To many, the sight and sound of a bee is enough cause to run for the hills. Gretchen LeBuhn thinks of bees more fondly. Her life's work has been getting people to attract these insects, not run from them.
"It's bees that pollinate the good stuff," said the SF State biology professor. "I like to show students a picture of a field of grain and ask if they would like to eat only things made of this."
At the end of the month, LeBuhn will be sending out sunflower seeds to all willing growers for The Great Sunflower Project -- a study she created last spring.
Participants are sent sunflower seeds to plant in hopes of attracting bees. The researchers hope to monitor the status of the little known urban pollinators. The knowledge gained will tell scientists and conservationists what to do to help this essential part of city wildlife.
The Great Sunflower Project relies on "citizen science," when work is done outside the lab by ordinary people to allow a much greater quantity of results.
"People who participate [get] to see they are part of something much bigger and part of science," said Karen Purcell, an ornithology professor at Cornell University in Ithaca, NY.
Purcell has developed a program similar to LeBuhn's, in which sunflowers are used to monitor urban bird activity. The two have worked together several times.
Anyone can go on the project's Web site and order a free packet of seeds. Once the plant has developed, growers monitor twice a month the amount of time it takes for five bees to be attracted to the flower. The information is posted on the project's Web page where LeBuhn can process it.
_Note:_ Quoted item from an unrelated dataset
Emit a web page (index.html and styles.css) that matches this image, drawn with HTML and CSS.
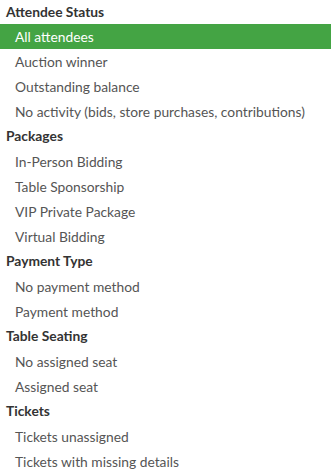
FILE: index.html
```html
<!DOCTYPE html>
<html>
<head>
    <meta charset="UTF-8">
    <title>Filters</title>
    <link rel="stylesheet" href="styles.css">
</head>
<body>
    <div class="filter-menu">
        <div class="group-title">Attendee Status</div>
        <div class="item active">All attendees</div>
        <div class="item">Auction winner</div>
        <div class="item">Outstanding balance</div>
        <div class="item">No activity (bids, store purchases, contributions)</div>

        <div class="group-title">Packages</div>
        <div class="item">In-Person Bidding</div>
        <div class="item">Table Sponsorship</div>
        <div class="item">VIP Private Package</div>
        <div class="item">Virtual Bidding</div>

        <div class="group-title">Payment Type</div>
        <div class="item">No payment method</div>
        <div class="item">Payment method</div>

        <div class="group-title">Table Seating</div>
        <div class="item">No assigned seat</div>
        <div class="item">Assigned seat</div>

        <div class="group-title">Tickets</div>
        <div class="item">Tickets unassigned</div>
        <div class="item">Tickets with missing details</div>
    </div>
</body>
</html>
```

FILE: styles.css
```css
body {
    margin: 0;
    background-color: #fff;
    font-family: "Lato", "Open Sans", sans-serif;
    font-size: 13.8px;
}

.filter-menu {
    width: 331px;
}

.group-title {
    height: 25px;
    line-height: 23px;
    padding-left: 6px;
    font-weight: bold;
    color: #333;
}

.filter-menu > .group-title:first-child {
    height: 24px;
}

.item {
    height: 25px;
    line-height: 25px;
    padding-left: 15px;
    color: #555;
    white-space: nowrap;
    cursor: pointer;
}

.item.active {
    background-color: #44a444;
    color: #fff;
}
```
The project has had unexpected levels of participation. At first intended to be a local study, it soon became national when in the first week, the Web site shut down due to high traffic.
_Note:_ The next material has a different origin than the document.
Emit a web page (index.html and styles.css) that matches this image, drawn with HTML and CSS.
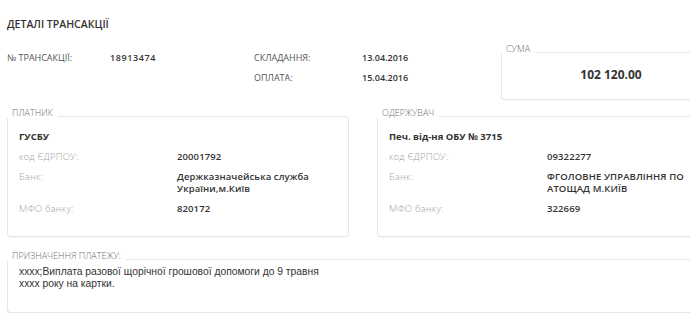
FILE: index.html
```html
<!DOCTYPE html>
<html lang="uk">
<head>
    <meta charset="UTF-8">
    <title>Деталі трансакції</title>
    <link rel="stylesheet" href="styles.css">
</head>
<body>
<div class="page">
    <h1 class="title">ДЕТАЛІ ТРАНСАКЦІЇ</h1>

    <div class="summary">
        <div class="meta">
            <span class="cap">№ ТРАНСАКЦІЇ:</span>
            <span class="val num">18913474</span>
            <span class="cap">СКЛАДАННЯ:</span>
            <span class="val">13.04.2016</span>
            <span></span>
            <span></span>
            <span class="cap">ОПЛАТА:</span>
            <span class="val">15.04.2016</span>
        </div>
        <fieldset class="box sum-box">
            <legend>СУМА</legend>
            <div class="sum">102 120.00</div>
        </fieldset>
    </div>

    <div class="parties">
        <fieldset class="box party">
            <legend>ПЛАТНИК</legend>
            <div class="party-name">ГУСБУ</div>
            <div class="row"><span class="lbl">код ЄДРПОУ:</span><span class="val">20001792</span></div>
            <div class="row"><span class="lbl">Банк:</span><span class="val">Держказначейська служба України,м.Київ</span></div>
            <div class="row"><span class="lbl">МФО банку:</span><span class="val">820172</span></div>
        </fieldset>
        <fieldset class="box party">
            <legend>ОДЕРЖУВАЧ</legend>
            <div class="party-name">Печ. від-ня ОБУ № 3715</div>
            <div class="row"><span class="lbl">код ЄДРПОУ:</span><span class="val">09322277</span></div>
            <div class="row"><span class="lbl">Банк:</span><span class="val">ФГОЛОВНЕ УПРАВЛІННЯ ПО АТОЩАД М.КИЇВ</span></div>
            <div class="row"><span class="lbl">МФО банку:</span><span class="val">322669</span></div>
        </fieldset>
    </div>

    <fieldset class="box purpose">
        <legend>ПРИЗНАЧЕННЯ ПЛАТЕЖУ:</legend>
        <p>xxxx;Виплата разової щорічної грошової допомоги до 9 травня<br>xxxx року на картки.</p>
    </fieldset>
</div>
</body>
</html>
```

FILE: styles.css
```css
html, body { margin: 0; overflow: hidden; background: #fff; }
body { font-family: "Open Sans", "Noto Sans", sans-serif; color: #333; }
.page { width: 712px; padding: 17px 0 0 7px; }

.title { margin: 0; font-size: 10.5px; line-height: 14px; font-weight: 600; color: #333; }

.summary { display: flex; align-items: flex-start; margin-top: 17px; }
.meta { display: grid; grid-template-columns: 103px 144px 108px 139px; grid-auto-rows: 20px; align-items: center; }
.cap { font-size: 9px; line-height: 12px; color: #555; }
.val { font-size: 9px; font-weight: 600; color: #333; line-height: 12px; }
.num { letter-spacing: 0.6px; }

.box { margin: 0; padding: 0; border: 1px solid #e6e6e6; border-top-color: #e6e6f4; border-radius: 4px; min-width: 0; box-shadow: 0 1px 1px rgba(0,0,0,0.03); }
.box legend { font-size: 9px; line-height: 10px; color: #6f6f6f; padding: 0 5px 7px 4px; font-weight: 300; }

.sum-box { flex: 0 0 218px; margin-top: -4px; }
.sum { text-align: center; font-size: 12px; font-weight: 700; line-height: 16px; padding: 6px 0 16px; color: #333; }

.parties { display: flex; gap: 28px; margin-top: 8px; }
.party { flex: 1 1 0; padding: 6px 11px 21px; }
.party legend { margin-left: -11px; }
.party-name { font-size: 9.5px; font-weight: 700; line-height: 12px; }
.row { display: flex; margin-top: 8px; }
.lbl { flex: 0 0 158px; font-size: 9.5px; line-height: 12px; color: #9f9f9f; font-weight: 300; letter-spacing: 0.2px; }
.row .val { flex: 1; font-size: 9.5px; letter-spacing: 0.1px; }

.purpose { margin-top: 14px; padding: 0 11px 22px; }
.purpose legend { margin-left: -11px; }
.purpose p { margin: -2px 0 0; font-family: "Liberation Sans", Arial, sans-serif; font-size: 10.3px; line-height: 12px; color: #333; }
```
This year, LeBuhn is expecting double the amount of last year's 25,000 participants and hopes to expand to Canada and Europe.
These impressive numbers have helped the Great Sunflower Project become a community, says LeBuhn.
In her office hangs a sloppy crayon drawing from a grower, showing a radiant yellow bumblebee flying next to an equally bright sunflower. Pieces of art and pictures have become common in LeBuhn's e-mail box.
Shannon Messerly worked as a student assistant for the project until she graduated last spring. It was not her professor's scientific skills that impressed her the most.
"In all things bees, she's got her stuff down," Messerly said. "But it's her people skills which [are] something you don't find much in science labs."
Though she has made few comments in class about her project, LeBuhn would like for more students at SF State to understand the importance of pollination. She says her lab will have free seeds for any willing student and that she has also thought about passing them out on campus.
"It'd be great coverage to get the students at this school from all over the bay."
LeBuhn has received a reaction as warm as the weather needed for her gardening. Her ultimate goal is to have planting sunflowers become an institution that reaches out to garden groups, elementary schools and families.
For now, LeBuhn loves doing a pollination study that allows her to work with people that raise excitement on a subject she is so passionate about.
"Everyone is having a good time," LeBuhn said. "Plus, people are also learning a lot about pollination."